#ORF09 Graph Based Knowledge Bases and Rules Presentation

This entry is part 10 of 30 in the series October Rules Fest 2009

Luke Voss was presenting on how over time he was struggling on how to represent his knowledge for computers to use.

He recently worked on what he called a “toy rule engine” in which he uses relationships between facts, not just pure facts. So the rule engine uses 2 “fact” bases, the facts and the relationships.

His representation was then presented in a graph and he tells us that Graph Theory can be leveraged to give him some of the tools he needed to deal with the data when it is structured in such a way. But now how can you use this with a rule engine?

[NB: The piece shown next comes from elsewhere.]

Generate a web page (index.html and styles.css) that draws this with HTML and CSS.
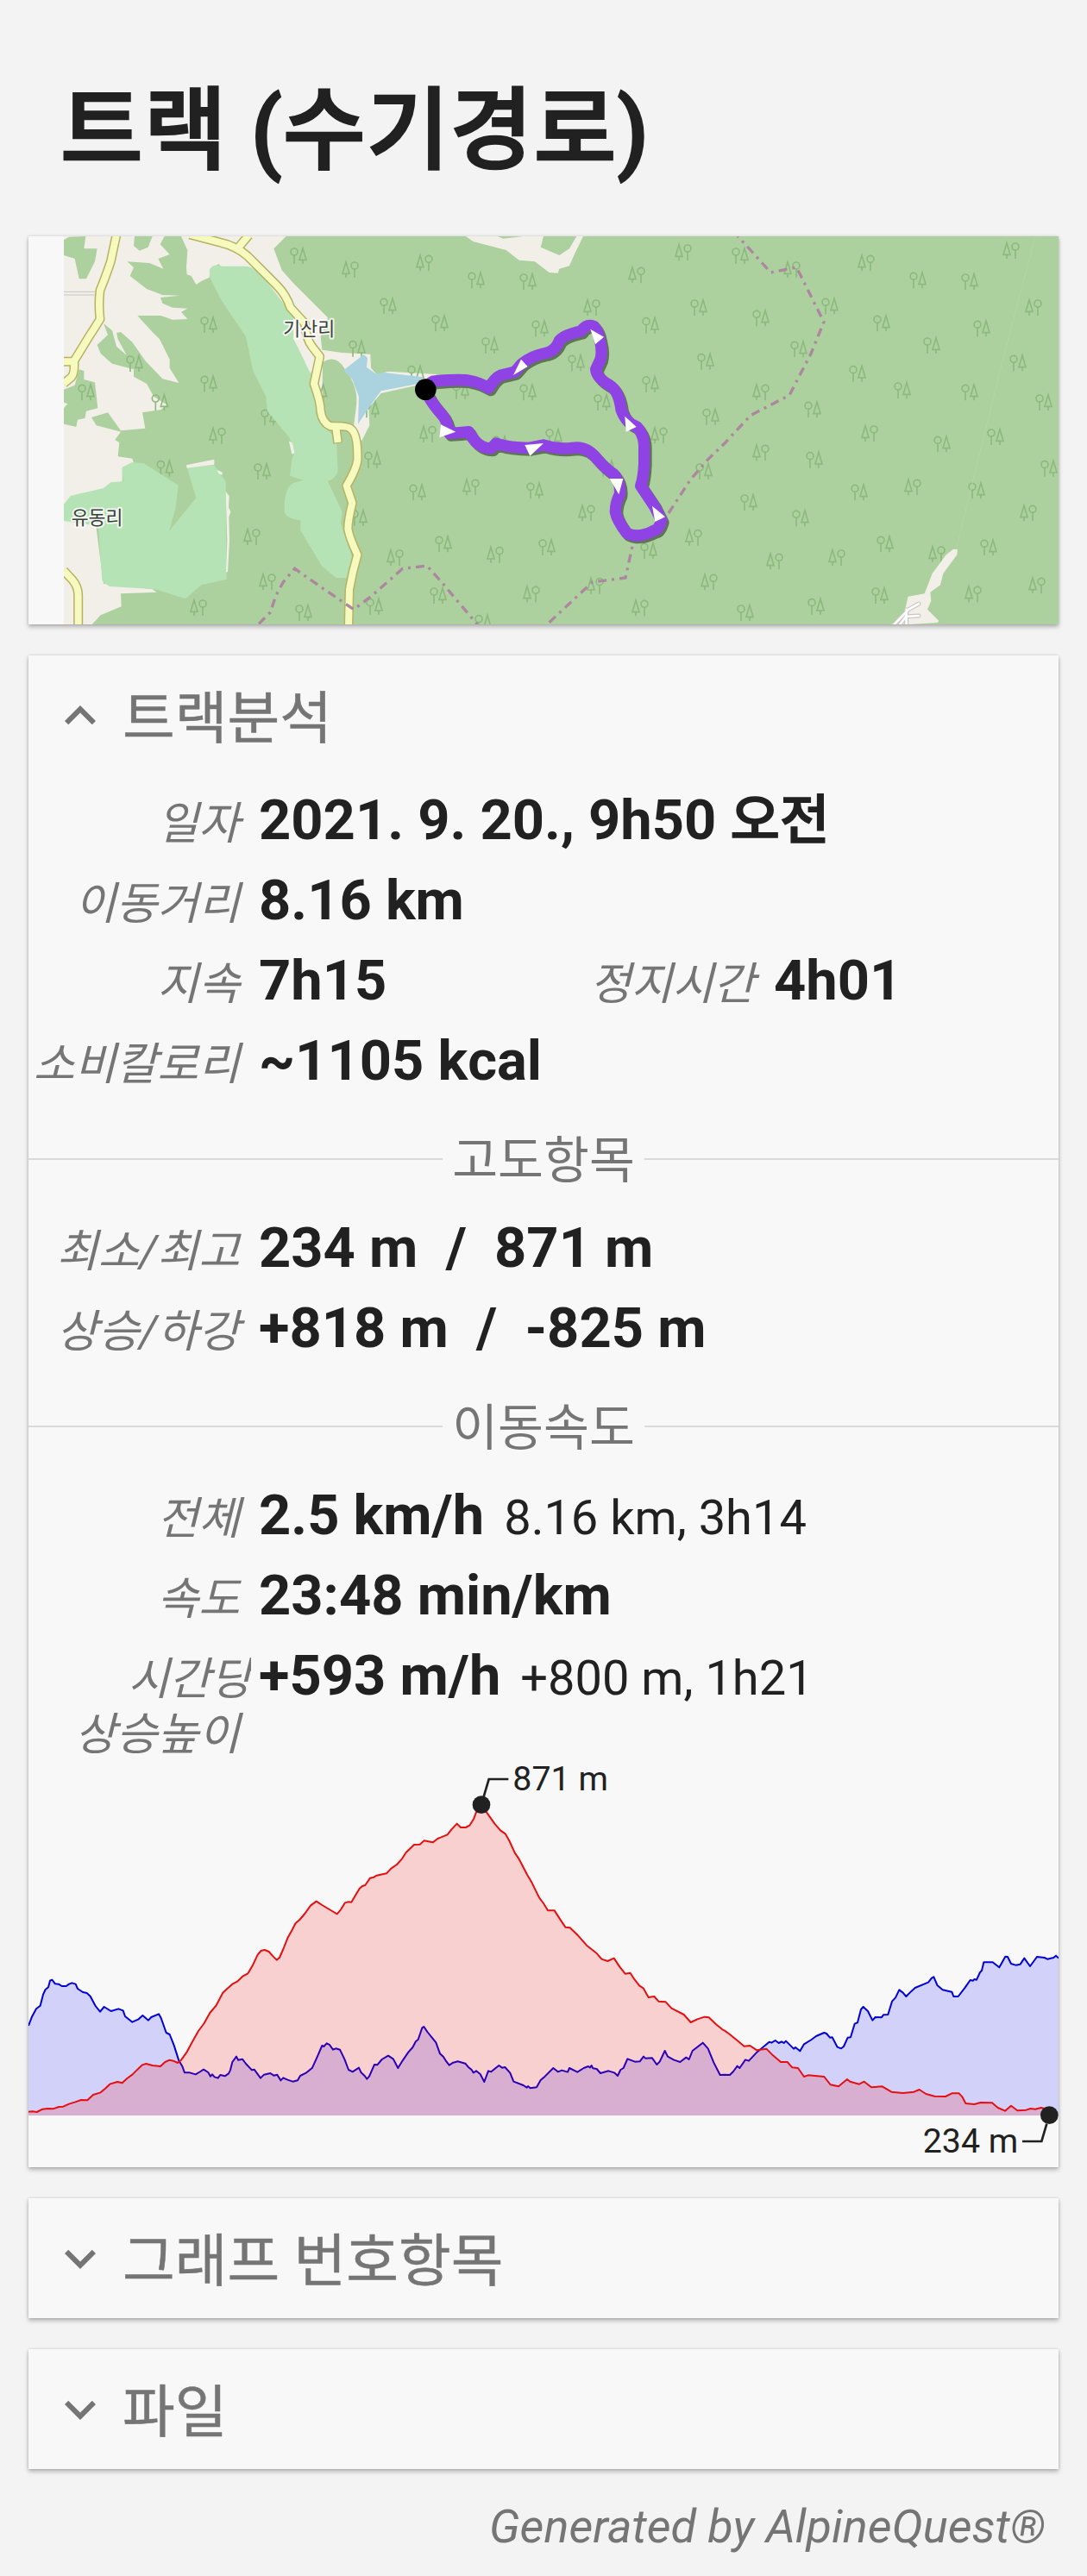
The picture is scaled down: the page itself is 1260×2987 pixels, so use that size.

So he turned to pattern match for structural matching and also worked with helpers so that you could use a visual pattern designer to express your pattern matching statements. This is used to generate some code.

For exploring, he uses a sub-graph query viewer, working on the unstructured data set as well as a local navigation explorer to explore the data that you have available.

He then covered some of the theory behind dealing with graphs.

He closed his presentation saying that to him, it is easier to deal with visual models rather than text models. He is thinking that there is a relative closeness between rule applications and routing problems. He also sees opportunities to extend the rule engine language for joins by inject information. He is in tune with Mark Procter’s vision of some of the features that might come in future versions of rule engines.